Without the pictures, return all of the material exactly as written.

---------- Data segment

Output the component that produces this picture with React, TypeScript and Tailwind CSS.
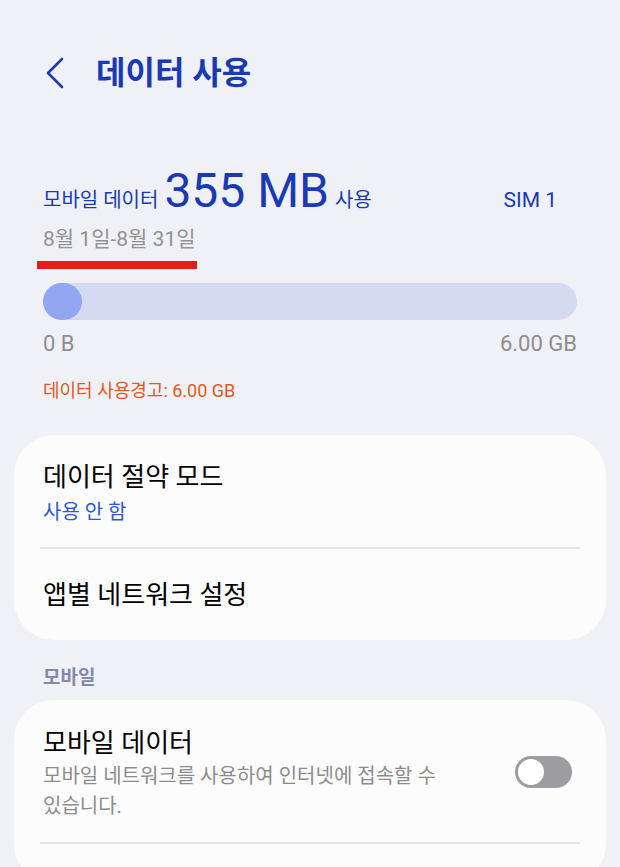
// 데이터 사용 화면
// - 상단 헤더, 사용량 요약, 진행 막대, 설정 카드

import React from 'react';

const font = { fontFamily: "Roboto, 'Noto Sans CJK KR', sans-serif" };

function Toggle() {
  return (
    <div className="w-[57px] h-[32px] rounded-full bg-[#9c9ca1] flex items-center px-[3px]">
      <div className="w-[26px] h-[26px] rounded-full bg-white" />
    </div>
  );
}

export default function App() {
  return (
    <div className="w-[620px] h-[867px] overflow-hidden bg-[#f0f1f6]" style={font}>
      {/* 헤더 */}
      <div className="flex items-center pt-[52px] h-[94px]">
        <svg className="ml-[44px]" width="22" height="34" viewBox="0 0 22 34" fill="none">
          <path d="M18 3 L4 17 L18 31" stroke="#1a3ab3" strokeWidth="2.6" strokeLinecap="round" strokeLinejoin="round" />
        </svg>
        <h1 className="ml-[30px] text-[32px] font-bold text-[#1a3ab3] leading-none">데이터 사용</h1>
      </div>

      {/* 사용량 요약 */}
      <div className="px-[43px] mt-[73px]">
        <div className="flex items-baseline">
          <span className="text-[20px] text-[#1a3ab3]">모바일 데이터</span>
          <span className="ml-[6px] text-[48px] leading-[48px] text-[#1a3ab3]">355 MB</span>
          <span className="ml-[6px] text-[20px] text-[#1a3ab3]">사용</span>
          <span className="ml-auto mr-[20px] text-[21px] text-[#1a3ab3]">SIM 1</span>
        </div>
        <div className="mt-[8px] text-[21px] text-[#929292] leading-[28px]">8월 1일-8월 31일</div>
      </div>
      <div className="ml-[37px] mt-[8px] w-[160px] h-[8px] bg-[#e51d1f]" />

      {/* 진행 막대 */}
      <div className="px-[43px] mt-[14px]">
        <div className="h-[37px] rounded-full bg-[#d5daf3]">
          <div className="w-[39px] h-[37px] rounded-full bg-[#94a6f2]" />
        </div>
        <div className="flex justify-between mt-[10px] text-[22px] text-[#8e8e8e] leading-[28px]">
          <span>0 B</span>
          <span>6.00 GB</span>
        </div>
        <div className="mt-[21px] text-[18px] text-[#e0581f] leading-[24px]">데이터 사용경고: 6.00 GB</div>
      </div>

      {/* 데이터 절약 카드 */}
      <div className="mx-[14px] mt-[32px] bg-[#fcfcfd] rounded-[40px]">
        <div className="px-[29px] pt-[25px] pb-[22px]">
          <div className="text-[26px] text-black leading-[34px]">데이터 절약 모드</div>
          <div className="mt-[5px] text-[20px] text-[#2e56d8] leading-[26px]">사용 안 함</div>
        </div>
        <div className="mx-[26px] h-[2px] bg-[#e4e4e6]" />
        <div className="px-[29px] pt-[29px] pb-[28px]">
          <div className="text-[26px] text-black leading-[34px]">앱별 네트워크 설정</div>
        </div>
      </div>

      {/* 모바일 섹션 */}
      <div className="px-[43px] mt-[25px] text-[19px] font-bold text-[#8489a9] leading-[26px]">모바일</div>
      <div className="mx-[14px] mt-[9px] bg-[#fcfcfd] rounded-[40px] pb-[40px]">
        <div className="flex items-center px-[29px] pt-[26px] pb-[21px]">
          <div className="w-[450px]">
            <div className="text-[26px] text-black leading-[34px]">모바일 데이터</div>
            <div className="mt-[1px] text-[20px] text-[#8c8c8c] leading-[30px] break-keep">모바일 네트워크를 사용하여 인터넷에 접속할 수 있습니다.</div>
          </div>
          <div className="ml-auto mr-[5px] mt-[-3px]">
            <Toggle />
          </div>
        </div>
        <div className="mx-[26px] h-[2px] bg-[#e4e4e6]" />
      </div>
    </div>
  );
}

--------------------

(Answer to this problem)
Output the component that produces this picture with React, TypeScript and Tailwind CSS.
// 데이터 사용 화면
// - 상단 헤더, 사용량 요약, 진행 막대, 설정 카드

import React from 'react';

const font = { fontFamily: "Roboto, 'Noto Sans CJK KR', sans-serif" };

function Toggle() {
  return (
    <div className="w-[57px] h-[32px] rounded-full bg-[#9c9ca1] flex items-center px-[3px]">
      <div className="w-[26px] h-[26px] rounded-full bg-white" />
    </div>
  );
}

export default function App() {
  return (
    <div className="w-[620px] h-[867px] overflow-hidden bg-[#f0f1f6]" style={font}>
      {/* 헤더 */}
      <div className="flex items-center pt-[52px] h-[94px]">
        <svg className="ml-[44px]" width="22" height="34" viewBox="0 0 22 34" fill="none">
          <path d="M18 3 L4 17 L18 31" stroke="#1a3ab3" strokeWidth="2.6" strokeLinecap="round" strokeLinejoin="round" />
        </svg>
        <h1 className="ml-[30px] text-[32px] font-bold text-[#1a3ab3] leading-none">데이터 사용</h1>
      </div>

      {/* 사용량 요약 */}
      <div className="px-[43px] mt-[73px]">
        <div className="flex items-baseline">
          <span className="text-[20px] text-[#1a3ab3]">모바일 데이터</span>
          <span className="ml-[6px] text-[48px] leading-[48px] text-[#1a3ab3]">355 MB</span>
          <span className="ml-[6px] text-[20px] text-[#1a3ab3]">사용</span>
          <span className="ml-auto mr-[20px] text-[21px] text-[#1a3ab3]">SIM 1</span>
        </div>
        <div className="mt-[8px] text-[21px] text-[#929292] leading-[28px]">8월 1일-8월 31일</div>
      </div>
      <div className="ml-[37px] mt-[8px] w-[160px] h-[8px] bg-[#e51d1f]" />

      {/* 진행 막대 */}
      <div className="px-[43px] mt-[14px]">
        <div className="h-[37px] rounded-full bg-[#d5daf3]">
          <div className="w-[39px] h-[37px] rounded-full bg-[#94a6f2]" />
        </div>
        <div className="flex justify-between mt-[10px] text-[22px] text-[#8e8e8e] leading-[28px]">
          <span>0 B</span>
          <span>6.00 GB</span>
        </div>
        <div className="mt-[21px] text-[18px] text-[#e0581f] leading-[24px]">데이터 사용경고: 6.00 GB</div>
      </div>

      {/* 데이터 절약 카드 */}
      <div className="mx-[14px] mt-[32px] bg-[#fcfcfd] rounded-[40px]">
        <div className="px-[29px] pt-[25px] pb-[22px]">
          <div className="text-[26px] text-black leading-[34px]">데이터 절약 모드</div>
          <div className="mt-[5px] text-[20px] text-[#2e56d8] leading-[26px]">사용 안 함</div>
        </div>
        <div className="mx-[26px] h-[2px] bg-[#e4e4e6]" />
        <div className="px-[29px] pt-[29px] pb-[28px]">
          <div className="text-[26px] text-black leading-[34px]">앱별 네트워크 설정</div>
        </div>
      </div>

      {/* 모바일 섹션 */}
      <div className="px-[43px] mt-[25px] text-[19px] font-bold text-[#8489a9] leading-[26px]">모바일</div>
      <div className="mx-[14px] mt-[9px] bg-[#fcfcfd] rounded-[40px] pb-[40px]">
        <div className="flex items-center px-[29px] pt-[26px] pb-[21px]">
          <div className="w-[450px]">
            <div className="text-[26px] text-black leading-[34px]">모바일 데이터</div>
            <div className="mt-[1px] text-[20px] text-[#8c8c8c] leading-[30px] break-keep">모바일 네트워크를 사용하여 인터넷에 접속할 수 있습니다.</div>
          </div>
          <div className="ml-auto mr-[5px] mt-[-3px]">
            <Toggle />
          </div>
        </div>
        <div className="mx-[26px] h-[2px] bg-[#e4e4e6]" />
      </div>
    </div>
  );
}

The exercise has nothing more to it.